Angleterre : un rapport officiel montre (presque) la voie du Copyright 2.0

Le 5 novembre 2009

L’Angleterre défraye la chronique numérique en ce moment avec ses projets de passage à la riposte graduée Hadopi-like pour lutter contre le téléchargement illégal. Mais il ne faudrait pas verser trop vite dans le syndrome de la perfide Albion, car il émane en ce moment d’Angleterre des propositions vraiment novatrices en matière d’adaptation du droit d’auteur [...]

L’Angleterre défraye la chronique numérique en ce moment avec ses projets de passage à la riposte graduée Hadopi-like pour lutter contre le téléchargement illégal.

Mais il ne faudrait pas verser trop vite dans le syndrome de la perfide Albion, car il émane en ce moment d’Angleterre des propositions vraiment novatrices en matière d’adaptation du droit d’auteur à l’environnement numérique.

Le pays qui a inventé le copyright (ne l’oublions pas) ne serait-il pas sur le point de poser les bases pour le réinventer ?

Je peux réutiliser cette photo au charme délicieusement londonien parce qu’elle est placée sous licence Creative Commons NC (pas d’utilisation commerciale). Imaginez maintenant que l’ensemble du web soit placé sous ce régime … Utopique ? C’est pourtant (presque) ce que propose un rapport du très sérieux Intellectual Property Office (London bus.
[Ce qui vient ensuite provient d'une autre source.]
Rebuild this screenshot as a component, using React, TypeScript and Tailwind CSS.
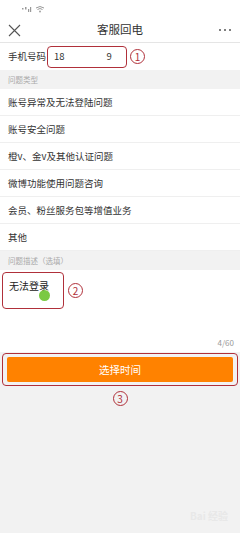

Par E01. CC-BY-SA. Source : Flickr)

L’Intellectual Property Office, la principale agence gouvernementale anglaise en matière de copyright, a publié un rapport© The Way Ahead : A Strategy for Copyright In The Digital Age” qui pointe pour une fois les vraies questions, loin des sentiers battus et rebattus en France.

Jugez-en plutôt par l’entrée en matière (traduction par mes soins) :

“Pour la première fois, les citoyens individuels disposent grâce aux technologies numériques des moyens de créer, d’utiliser et de diffuser des Å“uvres protégées. Ils veulent se saisir de ces opportunités, mais ce faisant, il est presque inévitable qu’ils enfreindront le droit d’auteur. Cette distorsion au niveau des attentes (mismatch of expectations) est significative, parce que ni la loi, ni les attitudes du public ne sont faciles à changer.”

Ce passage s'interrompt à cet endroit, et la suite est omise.